If you go back towards the “revolution swerve” style modules the Stryke Force design philosophy with the bushings for the azimuths works well. (Not particularly surprising given the legacy of the 2767 modules.)
Based on what you have laid out for your bearing requirements I tend to agree with you that a bushing may not be the easiest thing here. This would definitely be a manufacture yourself thing.
Aluminum and nylon do play rather nice together fir bushings in FRC. I’m not sure what the diameter of the contact surface would be for a bushing implementation for your module though. Heat on the azimuth could become a concern at higher RPMs with a large (>2" **) bushing under some heavy driving conditions ( ** gut feel, no math)
I think the key word in Mark’s post here is Mythical
We did something similar in 2015 with 3/16 balls, but we used alternating steel and delrin balls. It worked well, but in our design we needed additional radial bearings on the other side to keep the whole thing constrained together so the balls wouldn’t fall out.
It’s pretty well detailed in the Team 696 2015 build blog and the 2015 FIRST Robots: Behind the Design book.

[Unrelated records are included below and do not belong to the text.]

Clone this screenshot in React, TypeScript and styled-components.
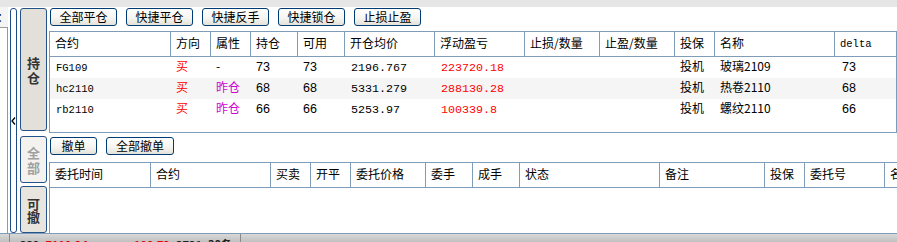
import React from 'react';
import styled, { createGlobalStyle } from 'styled-components';

const GlobalStyle = createGlobalStyle`
  html, body { margin: 0; padding: 0; background: #fff; overflow: hidden; }
  body {
    font-family: "Noto Sans CJK SC", "Liberation Sans", sans-serif;
    font-size: 12px;
    color: #000;
  }
`;

const CJK = `"Noto Sans CJK SC", "Liberation Sans", sans-serif`;
const MONO = `"Liberation Mono", "Noto Sans CJK SC", monospace`;
const SANS = `"Liberation Sans", "Noto Sans CJK SC", sans-serif`;
const GRID = '#7f9db9';

const Screen = styled.div`
  width: 897px;
  height: 242px;
  display: flex;
  flex-direction: column;
  overflow: hidden;
`;

const TopBand = styled.div`
  flex: none;
  height: 7px;
  background: #e6e6e6;
`;

const Body = styled.div`
  flex: none;
  height: 226px;
  display: flex;
`;

const LeftPanel = styled.div`
  flex: none;
  width: 8px;
  display: flex;
  flex-direction: column;
  overflow: hidden;
`;

const LeftLabel = styled.div`
  height: 20px;
  background: #f4f4f4;
  font-size: 12px;
  line-height: 20px;
  margin-left: -3px;
  white-space: nowrap;
`;

const LeftBox = styled.div`
  flex: 1;
  background: #fff;
  border-top: 1px solid #9a9a9a;
  border-right: 1px solid ${GRID};
`;

const Handle = styled.div`
  flex: none;
  width: 5px;
  margin: 1px 0 0 2px;
  height: 223px;
  border: 1px solid #1d4c86;
  border-radius: 3px;
  background: #fff;
  display: flex;
  align-items: center;
  justify-content: center;
`;

const Tabs = styled.div`
  flex: none;
  width: 27px;
  margin-left: 3px;
  padding-top: 1px;
  display: flex;
  flex-direction: column;
`;

const Tab = styled.div<{ $h: number; $gap: number; $bg: string; $fg: string }>`
  box-sizing: border-box;
  height: ${(p) => p.$h}px;
  margin-top: ${(p) => p.$gap}px;
  border: 1px solid #24528a;
  border-radius: 3px;
  background: ${(p) => p.$bg};
  color: ${(p) => p.$fg};
  display: flex;
  align-items: center;
  justify-content: center;
`;

const TabLabel = styled.span<{ $lh: number }>`
  width: 14px;
  font-family: ${CJK};
  font-weight: bold;
  font-size: 13px;
  line-height: ${(p) => p.$lh}px;
  text-align: center;
  word-break: break-all;
`;

const Main = styled.div`
  flex: 1;
  min-width: 0;
  overflow: hidden;
  display: flex;
  flex-direction: column;
`;

const ButtonRow = styled.div<{ $top: number }>`
  display: flex;
  gap: 9px;
  margin: ${(p) => p.$top}px 0 0 3px;
  height: 18px;
`;

const Btn = styled.div<{ $w: number }>`
  box-sizing: border-box;
  width: ${(p) => p.$w}px;
  height: 18px;
  border: 1px solid #003c74;
  border-radius: 3px;
  background: linear-gradient(#ffffff 0%, #f6f5f1 55%, #e4e2d9 100%);
  font-family: ${CJK};
  font-size: 12px;
  line-height: 15px;
  text-align: center;
  color: #000;
`;

const Panel = styled.div<{ $top: number; $h: number; $w: number; $bottom: boolean; $right: boolean }>`
  box-sizing: border-box;
  flex: none;
  margin: ${(p) => p.$top}px 0 0 2px;
  width: ${(p) => p.$w}px;
  height: ${(p) => p.$h}px;
  border-top: 1px solid ${GRID};
  border-left: 1px solid ${GRID};
  border-right: ${(p) => (p.$right ? `1px solid ${GRID}` : 'none')};
  border-bottom: ${(p) => (p.$bottom ? `1px solid ${GRID}` : 'none')};
  background: #fff;
`;

const Row = styled.div<{ $cols: string; $h: number; $alt?: boolean; $head?: boolean }>`
  display: grid;
  grid-template-columns: ${(p) => p.$cols};
  height: ${(p) => p.$h}px;
  background: ${(p) => (p.$alt ? '#f5f5f5' : '#fff')};
  border-bottom: ${(p) => (p.$head ? `1px solid ${GRID}` : 'none')};
`;

const HeadCell = styled.div<{ $last?: boolean; $mono?: boolean }>`
  box-sizing: border-box;
  border-right: ${(p) => (p.$last ? 'none' : `1px solid ${GRID}`)};
  padding: 0 0 ${(p) => (p.$mono ? 0 : 2)}px 5px;
  display: flex;
  align-items: center;
  font-family: ${(p) => (p.$mono ? MONO : CJK)};
  font-size: ${(p) => (p.$mono ? '10.5px' : '12px')};
  line-height: 14px;
  white-space: nowrap;
  overflow: hidden;
`;

type Kind = 'code' | 'num' | 'dec' | 'cjk';

const Cell = styled.div<{ $kind: Kind; $color?: string; $pad?: number }>`
  box-sizing: border-box;
  padding-left: ${(p) => p.$pad ?? 5}px;
  padding-bottom: ${(p) => (p.$kind === 'cjk' ? 3 : p.$kind === 'num' ? 1 : 0)}px;
  display: flex;
  align-items: center;
  line-height: 14px;
  white-space: nowrap;
  overflow: hidden;
  color: ${(p) => p.$color || '#000'};
  font-family: ${(p) =>
    p.$kind === 'code' ? MONO : p.$kind === 'dec' ? MONO : p.$kind === 'num' ? SANS : CJK};
  font-size: ${(p) =>
    p.$kind === 'code' ? '10.5px' : p.$kind === 'dec' ? '11.7px' : p.$kind === 'num' ? '12.5px' : '12px'};
`;

const StatusBar = styled.div`
  flex: none;
  height: 9px;
  border-top: 1px solid ${GRID};
  background: linear-gradient(#d8d8d8, #bdbdbd);
  display: flex;
  align-items: flex-start;
  overflow: hidden;
`;

const StatusSep = styled.div<{ $left: number }>`
  flex: none;
  width: 1px;
  height: 9px;
  margin-left: ${(p) => p.$left}px;
  background: #8a8a8a;
`;

const StatusText = styled.span<{ $left: number; $red?: boolean }>`
  flex: none;
  margin-left: ${(p) => p.$left}px;
  margin-top: 3px;
  font-family: ${CJK};
  font-weight: bold;
  font-size: 11px;
  line-height: 14px;
  color: ${(p) => (p.$red ? '#e00000' : '#222')};
`;

const UPPER_COLS = '121px 40px 40px 47px 47px 90px 90px 75px 75px 40px 120px 1fr';
const LOWER_COLS = '101px 120px 40px 40px 75px 47px 47px 140px 105px 40px 80px 80px';

const upperHeads = ['合约', '方向', '属性', '持仓', '可用', '开仓均价', '浮动盈亏', '止损/数量', '止盈/数量', '投保', '名称', 'delta'];
const lowerHeads = ['委托时间', '合约', '买卖', '开平', '委托价格', '委手', '成手', '状态', '备注', '投保', '委托号', '名称'];

const positions = [
  { code: 'FG109', dir: '买', attr: '-', hold: '73', avail: '73', price: '2196.767', pnl: '223720.18', hedge: '投机', name: '玻璃2109', delta: '73' },
  { code: 'hc2110', dir: '买', attr: '昨仓', hold: '68', avail: '68', price: '5331.279', pnl: '288130.28', hedge: '投机', name: '热卷2110', delta: '68' },
  { code: 'rb2110', dir: '买', attr: '昨仓', hold: '66', avail: '66', price: '5253.97', pnl: '100339.8', hedge: '投机', name: '螺纹2110', delta: '66' },
];

export default function App() {
  return (
    <>
      <GlobalStyle />
      <Screen>
        <TopBand />
        <Body>
          <LeftPanel>
            <LeftLabel>：</LeftLabel>
            <LeftBox />
          </LeftPanel>
          <Handle>
            <svg width="5" height="8" viewBox="0 0 5 8">
              <path d="M4 0.5 L1 4 L4 7.5" fill="none" stroke="#000" strokeWidth="1.3" />
            </svg>
          </Handle>
          <Tabs>
            <Tab $h={124} $gap={0} $bg="#e2e0d9" $fg="#333">
              <TabLabel $lh={15}>持仓</TabLabel>
            </Tab>
            <Tab $h={47} $gap={5} $bg="#f3f2ee" $fg="#a0a0a0">
              <TabLabel $lh={15}>全部</TabLabel>
            </Tab>
            <Tab $h={47} $gap={3} $bg="#e7e5de" $fg="#333">
              <TabLabel $lh={13}>可撤</TabLabel>
            </Tab>
          </Tabs>
          <Main>
            <ButtonRow $top={1}>
              <Btn $w={67}>全部平仓</Btn>
              <Btn $w={67}>快捷平仓</Btn>
              <Btn $w={67}>快捷反手</Btn>
              <Btn $w={67}>快捷锁仓</Btn>
              <Btn $w={67}>止损止盈</Btn>
            </ButtonRow>
            <Panel $top={5} $h={102} $w={848} $bottom $right>
              <Row $cols={UPPER_COLS} $h={24} $head>
                {upperHeads.map((h, i) => (
                  <HeadCell key={h} $last={i === upperHeads.length - 1} $mono={h === 'delta'}>
                    {h}
                  </HeadCell>
                ))}
              </Row>
              {positions.map((r, i) => (
                <Row key={r.code} $cols={UPPER_COLS} $h={21} $alt={i === 1}>
                  <Cell $kind="code" $pad={6}>{r.code}</Cell>
                  <Cell $kind="cjk" $color="#ff0000">{r.dir}</Cell>
                  <Cell $kind="cjk" $color={r.attr === '-' ? '#000' : '#d000d0'}>{r.attr}</Cell>
                  <Cell $kind="num">{r.hold}</Cell>
                  <Cell $kind="num">{r.avail}</Cell>
                  <Cell $kind="dec" $pad={6}>{r.price}</Cell>
                  <Cell $kind="dec" $pad={6} $color="#ff0000">{r.pnl}</Cell>
                  <Cell $kind="cjk" />
                  <Cell $kind="cjk" />
                  <Cell $kind="cjk">{r.hedge}</Cell>
                  <Cell $kind="cjk">{r.name}</Cell>
                  <Cell $kind="num" $pad={7}>{r.delta}</Cell>
                </Row>
              ))}
            </Panel>
            <ButtonRow $top={4}>
              <Btn $w={47}>撤单</Btn>
              <Btn $w={68}>全部撤单</Btn>
            </ButtonRow>
            <Panel $top={7} $h={71} $w={960} $bottom={false} $right={false}>
              <Row $cols={LOWER_COLS} $h={24} $head>
                {lowerHeads.map((h, i) => (
                  <HeadCell key={h + i} $last={i === lowerHeads.length - 1}>
                    {h}
                  </HeadCell>
                ))}
              </Row>
            </Panel>
          </Main>
        </Body>
        <StatusBar>
          <StatusSep $left={9} />
          <StatusText $left={10}>332</StatusText>
          <StatusText $left={6} $red>7119.24</StatusText>
          <StatusText $left={12}>··</StatusText>
          <StatusText $left={12} $red>100.72</StatusText>
          <StatusText $left={6}>3731</StatusText>
          <StatusText $left={6}>30条</StatusText>
          <StatusSep $left={8} />
        </StatusBar>
      </Screen>
    </>
  );
}
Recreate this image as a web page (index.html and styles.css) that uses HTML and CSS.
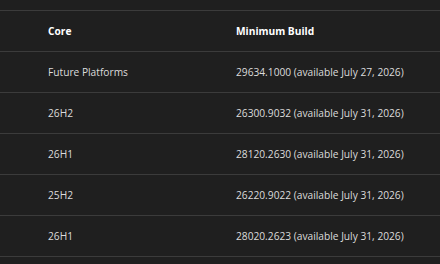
FILE: index.html
```html
<!DOCTYPE html>
<html>
<head>
<meta charset="utf-8">
<link rel="stylesheet" href="styles.css">
</head>
<body>
<div class="table">
  <div class="row head"><div class="c1">Core</div><div class="c2">Minimum Build</div></div>
  <div class="row"><div class="c1">Future Platforms</div><div class="c2">29634.1000 (available July 27, 2026)</div></div>
  <div class="row"><div class="c1">26H2</div><div class="c2">26300.9032 (available July 31, 2026)</div></div>
  <div class="row"><div class="c1">26H1</div><div class="c2">28120.2630 (available July 31, 2026)</div></div>
  <div class="row"><div class="c1">25H2</div><div class="c2">26220.9022 (available July 31, 2026)</div></div>
  <div class="row"><div class="c1">26H1</div><div class="c2">28020.2623 (available July 31, 2026)</div></div>
</div>
</body>
</html>
```
FILE: styles.css
```css
html, body {
  margin: 0;
  padding: 0;
  background: #1f1f1f;
  overflow: hidden;
}
body {
  font-family: "Open Sans", "Noto Sans", sans-serif;
  font-size: 10.2px;
  color: #dcdcdc;
}
.table {
  margin-top: 10px;
  border-top: 1px solid #3b3b3b;
}
.row {
  display: grid;
  grid-template-columns: 188px 1fr;
  height: 40px;
  align-items: center;
  border-bottom: 1px solid #3b3b3b;
  padding-left: 48px;
}
.head {
  font-weight: 700;
  color: #ffffff;
}
```
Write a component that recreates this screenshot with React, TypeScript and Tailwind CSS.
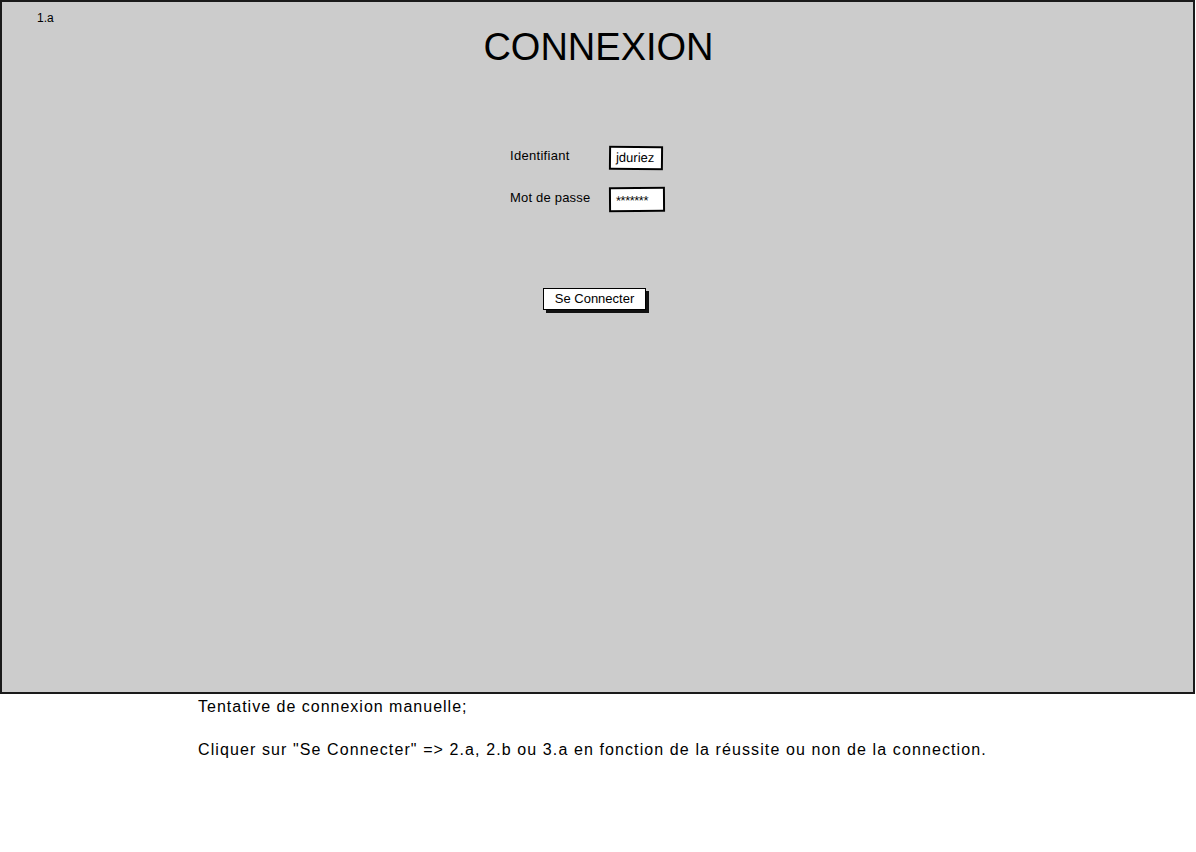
import React from "react";

const font = { fontFamily: "'Liberation Sans', Arial, sans-serif" };

export default function App() {
  return (
    <div className="w-[1196px] h-[852px] bg-white text-black" style={font}>
      <div className="w-[1195px] h-[694px] bg-[#cccccc] border-2 border-[#1a1a1a] relative flex flex-col">
        <div className="absolute left-[35px] top-[7px] text-[12px]">1.a</div>

        <h1 className="mt-[26px] text-center text-[38px] leading-[38px] pl-[2px]">CONNEXION</h1>

        <div className="mt-[80px] ml-[508px] flex flex-col gap-[17px]">
          <div className="flex items-center">
            <span className="w-[99px] text-[13px] tracking-[0.3px] -mt-[4px]">Identifiant</span>
            <div className="h-[24px] w-[54px] px-[5px] flex items-center bg-white border-2 border-black text-[13px] rotate-[0.6deg]">
              jduriez
            </div>
          </div>
          <div className="flex items-center">
            <span className="w-[99px] text-[13px] tracking-[0.2px] -mt-[4px]">Mot de passe</span>
            <div className="h-[25px] w-[56px] px-[5px] flex items-start pt-[2px] bg-white border-2 border-black text-[13px] tracking-[-0.5px] -rotate-[0.4deg]">
              *******
            </div>
          </div>
        </div>

        <div className="mt-[74px] ml-[541px]">
          <button className="h-[22px] w-[103px] bg-white border border-black shadow-[3px_3px_0_#111] text-[13px] leading-none">
            Se Connecter
          </button>
        </div>
      </div>

      <div className="ml-[198px] mt-[3px] text-[16px] leading-[20px] tracking-[1px]">
        <p>Tentative de connexion manuelle;</p>
        <p className="mt-[23px] tracking-[1.1px]">
          Cliquer sur "Se Connecter" =&gt; 2.a, 2.b ou 3.a en fonction de la réussite ou non de la connection.
        </p>
      </div>
    </div>
  );
}
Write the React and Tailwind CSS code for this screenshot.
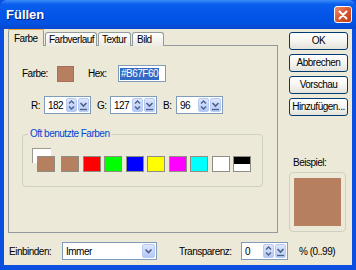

Here’s the 114 swerve that used a total overkill bushing setup. I think the exact part we used was McMaster 6338K598, an oil-embedded flange bushing. We machined some delrin blocks using offcuts from a sponsor, and sandwiched that block between two 1/4" plates. Knowing how little load the azimuth bushing saw, we could have just used the delrin bored to a slip fit on the azimuth shaft, and it would have been fine.
https://i.imgur.com/PogljdA.png
For larger diameter modules (like these newfangled bevel gear on the wheel ones), something like McMaster 5906K528 might work out ok. Controlling tolerances around that bushing might take a little napkin math, but it should be fine. Tons of load capability, and the benefits of oil embedded bushings mean it’ll wear nicely.
That’s nice, but McMaster doesn’t ship to Israel. We know where to get bearings from. Bushings not so much…
As Ari pointed out, the Russian Space Pencil story, though often repeated, lacks factual basis.
However, their continued improvements to vacuum-tube technology long after the US had shifted our emphasis to solid-state electronics is well documented. It saved them a lot of research investment, which in turn kept them in the space race much longer.
My mistake, I missed the geo requirement and pulled a typical American-centric view.
It looks like Igus has an Israel branch. I know their HQ has been involved with FRC as a sponsor for a while. Maybe they can help out? They make some pretty epic plastic bushings.